++++ Raw data ++++

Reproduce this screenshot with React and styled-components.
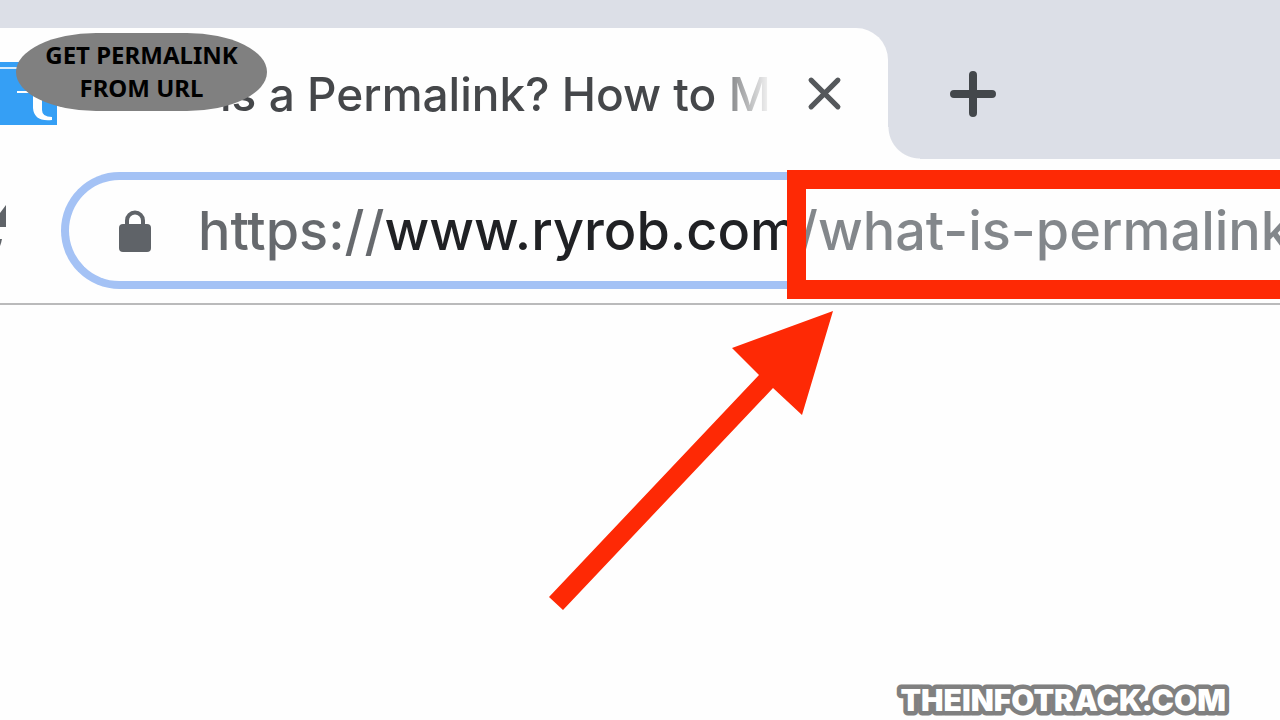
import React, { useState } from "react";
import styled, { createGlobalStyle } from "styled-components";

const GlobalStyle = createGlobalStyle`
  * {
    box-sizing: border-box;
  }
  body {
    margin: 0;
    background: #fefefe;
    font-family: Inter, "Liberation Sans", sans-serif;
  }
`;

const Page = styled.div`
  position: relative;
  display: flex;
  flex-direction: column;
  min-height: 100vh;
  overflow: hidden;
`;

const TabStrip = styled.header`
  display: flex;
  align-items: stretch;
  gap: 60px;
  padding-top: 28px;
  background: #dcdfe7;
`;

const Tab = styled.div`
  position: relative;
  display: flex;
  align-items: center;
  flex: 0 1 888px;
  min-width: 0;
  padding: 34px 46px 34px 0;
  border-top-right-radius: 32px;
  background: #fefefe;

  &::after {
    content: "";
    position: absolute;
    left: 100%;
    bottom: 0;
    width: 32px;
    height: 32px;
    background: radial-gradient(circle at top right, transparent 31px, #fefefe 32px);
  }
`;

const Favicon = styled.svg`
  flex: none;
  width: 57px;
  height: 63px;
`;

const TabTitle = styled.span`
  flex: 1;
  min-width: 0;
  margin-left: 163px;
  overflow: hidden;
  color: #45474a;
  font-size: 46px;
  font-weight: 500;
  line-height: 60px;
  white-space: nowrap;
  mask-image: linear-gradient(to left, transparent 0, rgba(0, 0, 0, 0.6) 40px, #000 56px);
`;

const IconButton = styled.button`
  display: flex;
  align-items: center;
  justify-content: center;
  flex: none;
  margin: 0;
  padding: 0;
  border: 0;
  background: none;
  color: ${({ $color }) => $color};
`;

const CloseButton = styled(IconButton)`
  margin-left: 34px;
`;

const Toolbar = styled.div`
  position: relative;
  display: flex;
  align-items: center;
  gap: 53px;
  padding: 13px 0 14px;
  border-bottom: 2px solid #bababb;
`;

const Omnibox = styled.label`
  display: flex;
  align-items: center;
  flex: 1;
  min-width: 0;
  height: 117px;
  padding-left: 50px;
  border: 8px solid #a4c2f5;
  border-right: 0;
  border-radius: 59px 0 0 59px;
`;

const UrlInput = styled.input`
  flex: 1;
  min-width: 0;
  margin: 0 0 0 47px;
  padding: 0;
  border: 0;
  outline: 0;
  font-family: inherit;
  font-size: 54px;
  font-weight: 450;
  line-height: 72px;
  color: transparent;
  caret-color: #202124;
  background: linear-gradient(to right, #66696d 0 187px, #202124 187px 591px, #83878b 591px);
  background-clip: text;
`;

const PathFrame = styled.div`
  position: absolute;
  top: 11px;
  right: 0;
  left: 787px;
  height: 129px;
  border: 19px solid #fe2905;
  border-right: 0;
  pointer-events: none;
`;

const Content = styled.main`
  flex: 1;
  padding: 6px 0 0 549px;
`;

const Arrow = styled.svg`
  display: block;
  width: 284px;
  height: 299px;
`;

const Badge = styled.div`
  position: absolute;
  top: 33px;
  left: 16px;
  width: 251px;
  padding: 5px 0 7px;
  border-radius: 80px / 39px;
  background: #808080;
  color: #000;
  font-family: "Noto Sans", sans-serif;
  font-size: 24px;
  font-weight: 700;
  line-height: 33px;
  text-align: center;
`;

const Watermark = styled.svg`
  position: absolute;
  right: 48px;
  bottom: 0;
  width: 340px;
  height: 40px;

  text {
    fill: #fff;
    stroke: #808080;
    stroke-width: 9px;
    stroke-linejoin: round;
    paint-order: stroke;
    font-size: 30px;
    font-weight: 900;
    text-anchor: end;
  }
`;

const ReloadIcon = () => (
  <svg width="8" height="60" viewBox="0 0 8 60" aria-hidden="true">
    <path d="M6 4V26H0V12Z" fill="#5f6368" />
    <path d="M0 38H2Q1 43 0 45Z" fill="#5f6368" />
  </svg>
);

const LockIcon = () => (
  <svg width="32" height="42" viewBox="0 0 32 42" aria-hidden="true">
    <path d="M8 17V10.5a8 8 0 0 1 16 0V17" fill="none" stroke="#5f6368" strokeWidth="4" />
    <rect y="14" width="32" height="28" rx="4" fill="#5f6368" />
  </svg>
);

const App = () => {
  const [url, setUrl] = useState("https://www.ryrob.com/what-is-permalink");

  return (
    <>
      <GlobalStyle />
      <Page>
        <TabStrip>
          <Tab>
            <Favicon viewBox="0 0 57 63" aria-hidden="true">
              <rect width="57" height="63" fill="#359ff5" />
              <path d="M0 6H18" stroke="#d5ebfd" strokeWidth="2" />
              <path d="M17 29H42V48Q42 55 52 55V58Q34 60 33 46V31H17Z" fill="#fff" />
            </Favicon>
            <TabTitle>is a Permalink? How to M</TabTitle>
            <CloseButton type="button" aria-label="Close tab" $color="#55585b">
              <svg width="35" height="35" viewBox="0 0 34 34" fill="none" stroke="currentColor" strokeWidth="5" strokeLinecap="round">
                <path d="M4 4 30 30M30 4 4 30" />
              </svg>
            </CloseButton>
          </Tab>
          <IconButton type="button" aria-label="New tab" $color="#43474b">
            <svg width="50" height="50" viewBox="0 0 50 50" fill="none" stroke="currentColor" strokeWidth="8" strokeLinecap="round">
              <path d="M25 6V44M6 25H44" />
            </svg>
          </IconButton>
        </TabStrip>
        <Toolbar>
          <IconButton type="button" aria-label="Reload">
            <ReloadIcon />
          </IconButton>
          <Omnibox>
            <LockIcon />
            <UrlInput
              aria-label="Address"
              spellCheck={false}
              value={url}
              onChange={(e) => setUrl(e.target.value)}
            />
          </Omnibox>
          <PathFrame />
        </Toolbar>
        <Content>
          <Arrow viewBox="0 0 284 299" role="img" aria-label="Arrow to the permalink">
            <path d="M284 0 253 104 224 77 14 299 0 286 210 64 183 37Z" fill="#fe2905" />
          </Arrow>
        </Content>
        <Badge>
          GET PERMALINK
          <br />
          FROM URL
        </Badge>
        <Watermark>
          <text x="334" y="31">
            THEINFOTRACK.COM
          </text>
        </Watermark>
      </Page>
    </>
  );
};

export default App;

++++

== What to produce ==
Copy every single line of the material above that holds "components".

== Answer to the exercise ==
Reproduce this screenshot with React and styled-components.
import styled, { createGlobalStyle } from "styled-components";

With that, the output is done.